YOUR GOAL
Scan the following material for the string "index" and copy each line in which it appears.

□ □ □ □ □

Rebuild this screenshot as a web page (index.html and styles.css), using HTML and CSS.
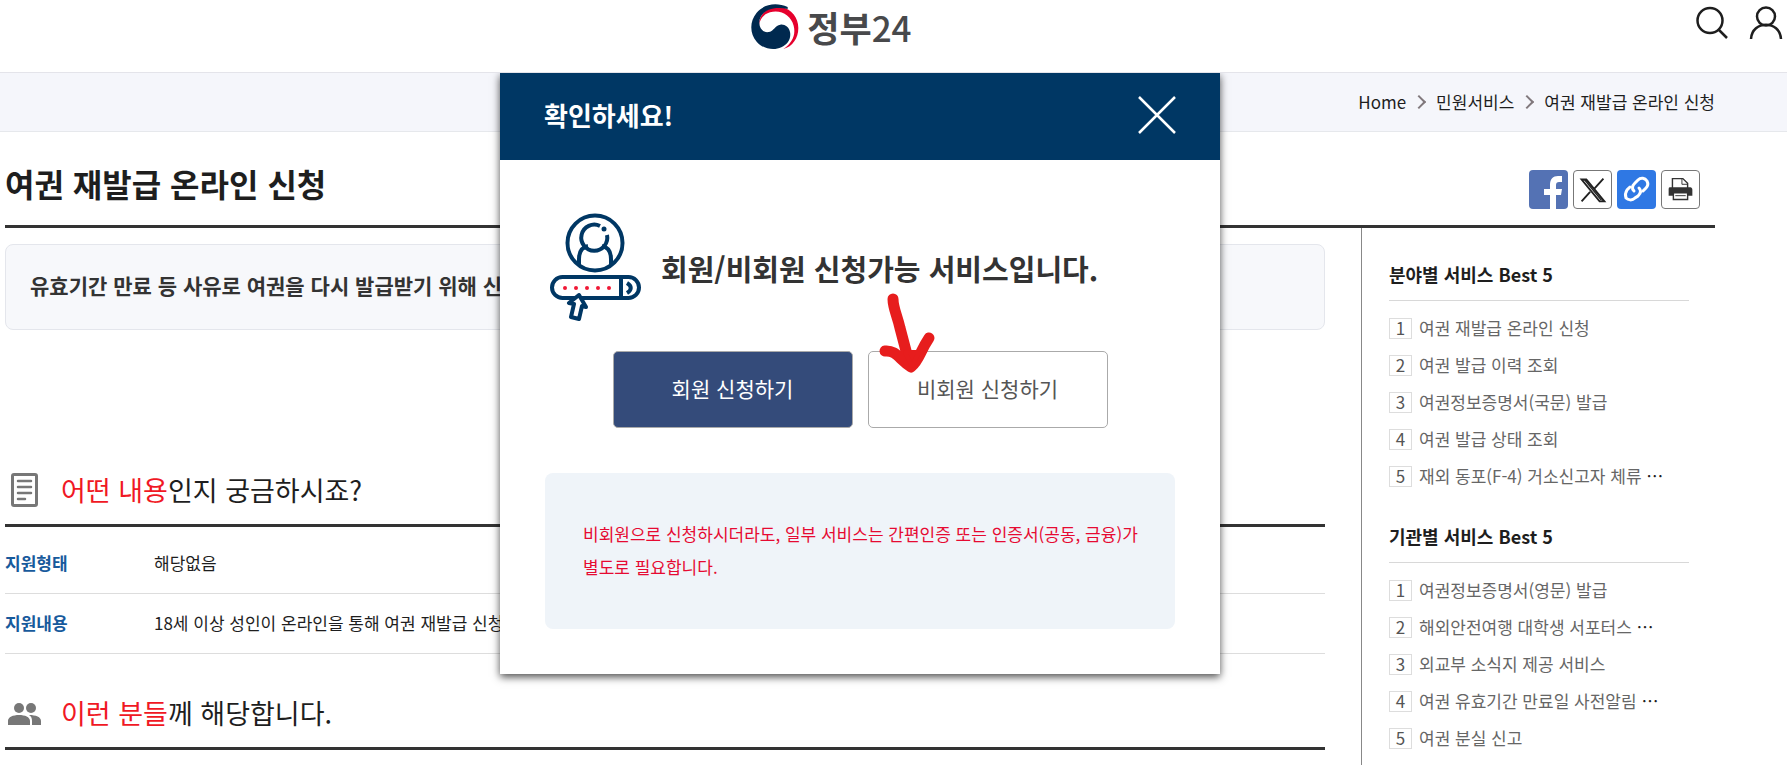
FILE: index.html
```html
<!DOCTYPE html>
<html lang="ko">
<head>
<meta charset="utf-8">
<meta name="viewport" content="width=device-width, initial-scale=1">
<title>여권 재발급 온라인 신청 | 정부24</title>
<link rel="stylesheet" href="styles.css">
</head>
<body>
<header class="header">
  <a class="logo" href="#">
    <svg class="logo-mark" viewBox="0 0 144 138" aria-hidden="true">
      <path fill="#e6002d" d="M24 62C25 24 57 5 92 10C122 15 142 43 142 72C142 102 125 128 97 135C124 117 135 92 128 65C120 35 91 16 57 25C40 30 29 42 24 62Z"/>
      <path fill="#00294f" d="M110 9C76-6 39 0 17 26C-5 52-4 90 17 113C36 135 68 141 91 130C110 121 121 104 117 84C114 69 101 60 88 62C72 64 70 80 54 84C38 87 26 76 25 58C23 27 57 4 110 15Z"/>
    </svg>
    <span class="logo-text">정부<span class="logo-number">24</span></span>
  </a>
  <div class="header-tools">
    <button class="tool" type="button" aria-label="검색">
      <svg viewBox="0 0 34 34"><circle cx="15" cy="14.500" r="12.500"/><path d="M24 24L32 32"/></svg>
    </button>
    <button class="tool" type="button" aria-label="로그인">
      <svg viewBox="0 0 34 34"><circle cx="17" cy="10.500" r="9"/><path d="M2 33C3 14 31 14 32 33"/></svg>
    </button>
  </div>
</header>

<nav class="location" aria-label="현재 위치">
  <ol class="crumbs">
    <li><a href="#">Home</a></li>
    <li><a href="#">민원서비스</a></li>
    <li><a href="#">여권 재발급 온라인 신청</a></li>
  </ol>
</nav>

<div class="page">
  <div class="title-row">
    <h1>여권 재발급 온라인 신청</h1>
    <div class="share">
      <button class="share-btn facebook" type="button" aria-label="페이스북">
        <svg viewBox="0 0 39 39"><path fill="#fff" d="M21 39V25H15V19H21V15C21 9 24 6 29 6H33V12H30C28 12 27 13 27 15V19H33L32 25H27V39Z"/></svg>
      </button>
      <button class="share-btn outlined" type="button" aria-label="X">
        <svg viewBox="0 0 39 39"><path fill="none" stroke="#222" stroke-width="2" d="M8 9H13L32 32H27ZM31 8L21 19M17 22L8 32"/><path fill="none" stroke="#222" stroke-width="1.500" d="M11 9L29 31"/></svg>
      </button>
      <button class="share-btn link" type="button" aria-label="링크 복사">
        <svg viewBox="0 0 39 39"><g fill="none" stroke="#fff" stroke-width="3" stroke-linecap="round"><path d="M17 21C14 18 16 15 18 13L21 10C24 7 28 8 30 11C31 13 31 16 29 18L26 21"/><path d="M22 18C25 21 23 24 21 26L18 28C15 31 11 30 9 28C8 25 8 23 10 20L13 17"/></g></svg>
      </button>
      <button class="share-btn outlined" type="button" aria-label="인쇄">
        <svg viewBox="0 0 39 39"><path fill="#333" d="M8 17H30C31 17 32 18 32 20V26H7V19Q7 17 8 17Z"/><path fill="#fff" stroke="#333" stroke-width="1.500" d="M11 18V8H22L27 13V18ZM12 23H27V30H12Z"/><path fill="none" stroke="#333" d="M21 8V14H27M14 26H25"/></svg>
      </button>
    </div>
  </div>

  <div class="columns">
    <main class="main">
      <p class="summary">유효기간 만료 등 사유로 여권을 다시 발급받기 위해 신청하는 민원입니다.</p>
      <section class="section">
        <h2 class="section-title">
          <svg class="section-icon" viewBox="0 0 36 36" aria-hidden="true"><rect x="7.500" y="2.500" width="24" height="31" rx="1.500" fill="none" stroke="#777" stroke-width="3"/><path fill="none" stroke="#777" stroke-width="2.500" stroke-linecap="round" d="M13 9H26M13 15H26M13 21H26M13 27H20"/></svg>
          <span><em>어떤 내용</em>인지 궁금하시죠?</span>
        </h2>
        <table class="info">
          <tbody>
            <tr><th scope="row">지원형태</th><td>해당없음</td></tr>
            <tr><th scope="row">지원내용</th><td>18세 이상 성인이 온라인을 통해 여권 재발급 신청을 할 수 있습니다.</td></tr>
          </tbody>
        </table>
      </section>
      <section class="section">
        <h2 class="section-title">
          <svg class="section-icon" viewBox="0 0 36 36" aria-hidden="true"><g fill="#777"><circle cx="14" cy="13" r="5"/><circle cx="26" cy="13" r="5"/><path d="M3 30V26C3 22 8 20 14 20C20 20 25 22 25 26V30ZM24 20C31 20 36 22 36 26V30H27V26C27 23 26 21 24 20Z"/></g></svg>
          <span><em>이런 분들</em>께 해당합니다.</span>
        </h2>
      </section>
    </main>

    <aside class="aside">
      <section class="best">
        <h3>분야별 서비스 Best 5</h3>
        <ol>
          <li><span class="rank">1</span><a href="#">여권 재발급 온라인 신청</a></li>
          <li><span class="rank">2</span><a href="#">여권 발급 이력 조회</a></li>
          <li><span class="rank">3</span><a href="#">여권정보증명서(국문) 발급</a></li>
          <li><span class="rank">4</span><a href="#">여권 발급 상태 조회</a></li>
          <li><span class="rank">5</span><a href="#">재외 동포(F-4) 거소신고자 체류 <span class="more">⋯</span></a></li>
        </ol>
      </section>
      <section class="best">
        <h3>기관별 서비스 Best 5</h3>
        <ol>
          <li><span class="rank">1</span><a href="#">여권정보증명서(영문) 발급</a></li>
          <li><span class="rank">2</span><a href="#">해외안전여행 대학생 서포터스 <span class="more">⋯</span></a></li>
          <li><span class="rank">3</span><a href="#">외교부 소식지 제공 서비스</a></li>
          <li><span class="rank">4</span><a href="#">여권 유효기간 만료일 사전알림 <span class="more">⋯</span></a></li>
          <li><span class="rank">5</span><a href="#">여권 분실 신고</a></li>
        </ol>
      </section>
    </aside>
  </div>
</div>

<div class="overlay">
  <section class="modal" role="dialog" aria-labelledby="modal-title">
    <header class="modal-head">
      <h2 id="modal-title">확인하세요!</h2>
      <button class="close" type="button" aria-label="닫기">
        <svg viewBox="0 0 38 38"><path d="M1 1L37 37M37 1L1 37"/></svg>
      </button>
    </header>
    <div class="modal-body">
      <div class="lead">
        <svg class="member-icon" viewBox="0 0 92 108" aria-hidden="true">
          <g fill="none" stroke="#003764" stroke-width="4">
            <circle cx="45" cy="30" r="27.500"/>
            <path d="M50 13A13 13 0 1 0 57 22"/>
            <path d="M29 52V46C29 38 33 34 38 33M52 33C57 34 61 38 61 46V52"/>
            <rect x="2" y="64" width="87" height="21" rx="10.500"/>
            <path d="M71 64V85"/>
            <path stroke-width="4" d="M77 70C82 73 82 77 77 80"/>
            <path fill="#fff" stroke-linejoin="round" d="M29 82L19 90L24 91L21 104L29 106L32 93L36 94Z"/>
          </g>
          <circle cx="54" cy="16" r="2.500" fill="#003764"/>
          <g fill="#f01836"><circle cx="15" cy="75" r="2"/><circle cx="26" cy="75" r="2"/><circle cx="37" cy="75" r="2"/><circle cx="48" cy="75" r="2"/><circle cx="59" cy="75" r="2"/></g>
        </svg>
        <p>회원/비회원 신청가능 서비스입니다.</p>
      </div>
      <div class="actions">
        <button class="btn primary" type="button">회원 신청하기</button>
        <button class="btn" type="button">비회원 신청하기</button>
      </div>
      <p class="notice">비회원으로 신청하시더라도, 일부 서비스는 간편인증 또는 인증서(공동, 금융)가 별도로 필요합니다.</p>
    </div>
    <svg class="pointer" viewBox="0 0 60 84" aria-hidden="true"><path d="M15 9C15 18 19 25 22 38L32 76M7 61C18 60 21 69 33 77C42 69 41 63 51 48"/><path d="M27 62L34 76L41 62Z"/></svg>
  </section>
</div>
</body>
</html>
```

FILE: styles.css
```css
* { box-sizing: border-box; }

body {
  margin: 0;
  min-height: 100vh;
  display: flex;
  flex-direction: column;
  position: relative;
  background: #fff;
  color: #1e1e1e;
  font-family: "Noto Sans CJK KR", sans-serif;
  font-size: 17px;
  line-height: 24px;
}

h1, h2, h3, p, ol { margin: 0; padding: 0; }
ol { list-style: none; }
a { color: inherit; text-decoration: none; }
button { font: inherit; color: inherit; padding: 0; border: 0; background: none; cursor: pointer; }
svg { display: block; }

.header {
  display: grid;
  grid-template-columns: 1fr auto 1.16fr;
  align-items: start;
  height: 73px;
  padding-right: 4px;
  border-bottom: 1px solid #e4e4ea;
}
.logo { grid-column: 2; display: flex; align-items: center; gap: 8px; padding-top: 4px; }
.logo-mark { width: 48px; height: 46px; }
.logo-text { color: #48494b; font-size: 35px; font-weight: 700; line-height: 46px; }
.logo-number { font-weight: 500; }
.header-tools { display: flex; justify-content: flex-end; gap: 20px; padding-top: 6px; }
.tool svg { width: 34px; height: 34px; fill: none; stroke: #1e1e1e; stroke-width: 2.5; }

.location {
  padding: 17px 72px 17px 5px;
  background: #f5f6fb;
  border-bottom: 1px solid #e6e8ec;
}
.crumbs { display: flex; justify-content: flex-end; }
.crumbs li { display: flex; align-items: center; }
.crumbs li + li::before {
  content: "";
  width: 8px;
  height: 8px;
  margin: 0 12px 0 8px;
  border: solid #80787c;
  border-width: 2px 2px 0 0;
  transform: rotate(45deg);
}

.page { flex: 1; display: flex; flex-direction: column; padding: 0 72px 0 5px; }
.title-row {
  display: flex;
  justify-content: space-between;
  align-items: flex-start;
  padding: 26px 15px 16px 0;
  border-bottom: 3px solid #333;
}
h1 { font-size: 32px; line-height: 50px; font-weight: 700; }
.share { display: flex; gap: 5px; padding-top: 12px; }
.share-btn { width: 39px; height: 39px; border-radius: 4px; overflow: hidden; }
.share-btn svg { width: 100%; height: 100%; }
.facebook { background: #5472b4; }
.link { background: #2f78e4; }
.outlined { border: 1px solid #777; }

.columns { flex: 1; display: flex; gap: 36px; }
.main { flex: 1; min-width: 0; padding-top: 16px; }
.summary {
  padding: 24px 24px 28px;
  border: 1px solid #e4e6ec;
  border-radius: 8px;
  background: #f7f8fb;
  color: #333;
  font-size: 21px;
  line-height: 32px;
  font-weight: 700;
}
.summary + .section { margin-top: 140px; }
.section + .section { margin-top: 39px; }
.section-title {
  display: flex;
  align-items: center;
  gap: 20px;
  padding-bottom: 14px;
  border-bottom: 3px solid #333;
  font-size: 27px;
  line-height: 40px;
  font-weight: 400;
}
.section-title em { color: #f01824; font-style: normal; }
.section-icon { width: 36px; height: 36px; }

.info { width: 100%; margin-top: 7px; border-collapse: collapse; }
.info th, .info td { padding: 17px 0 18px; border-bottom: 1px solid #ddd; text-align: left; }
.info th { width: 149px; color: #175a9c; font-weight: 700; }

.aside { width: 354px; padding: 32px 26px 16px 27px; border-left: 1px solid #888; }
.best + .best { margin-top: 27px; }
.best h3 { padding-bottom: 12px; border-bottom: 1px solid #d8d8d8; font-size: 18px; line-height: 28px; font-weight: 700; }
.best ol { padding-top: 9px; }
.best li { display: flex; align-items: center; gap: 7px; height: 37px; color: #666; }
.best a { padding-bottom: 2px; }
.rank { width: 23px; height: 21px; border: 1px solid #ddd; color: #555; line-height: 18px; text-align: center; }
.more { color: #1e1e1e; }

.overlay { position: absolute; top: 73px; left: 5px; right: 72px; display: flex; justify-content: center; }
.modal { position: relative; width: 720px; background: #fff; box-shadow: 0 3px 8px rgba(0, 0, 0, 0.7); clip-path: inset(0 -16px -20px); }
.modal-head {
  display: flex;
  justify-content: space-between;
  align-items: center;
  height: 87px;
  padding: 0 44px 4px;
  background: #003764;
  color: #fff;
}
.modal-head h2 { font-size: 26px; line-height: 40px; font-weight: 700; }
.close svg { width: 38px; height: 38px; fill: none; stroke: #fff; stroke-width: 2.5; }
.modal-body { padding: 53px 45px 45px; }
.lead { display: flex; align-items: center; gap: 19px; padding-left: 5px; color: #333; font-size: 29px; line-height: 44px; font-weight: 700; }
.lead p { padding-top: 2px; }
.member-icon { width: 92px; height: 108px; }
.actions { display: flex; justify-content: center; gap: 15px; margin-top: 30px; }
.btn { width: 240px; height: 77px; padding-bottom: 4px; border: 1px solid #aaa; border-radius: 5px; color: #555; font-size: 21px; line-height: 32px; }
.primary { background: #344b7a; color: #fff; }
.notice { margin-top: 45px; padding: 44px 30px 46px 38px; border-radius: 8px; background: #eff4f9; color: #e60a32; line-height: 33px; word-break: keep-all; }
.pointer { position: absolute; left: 378px; top: 217px; width: 60px; height: 84px; fill: #e71d1d; stroke: #e71d1d; stroke-width: 11; stroke-linecap: round; stroke-linejoin: round; }
.pointer path:first-child { fill: none; }
.pointer path:last-child { stroke-width: 4; }
```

□ □ □ □ □

TASK SOLUTION
Rebuild this screenshot as a web page (index.html and styles.css), using HTML and CSS.
FILE: index.html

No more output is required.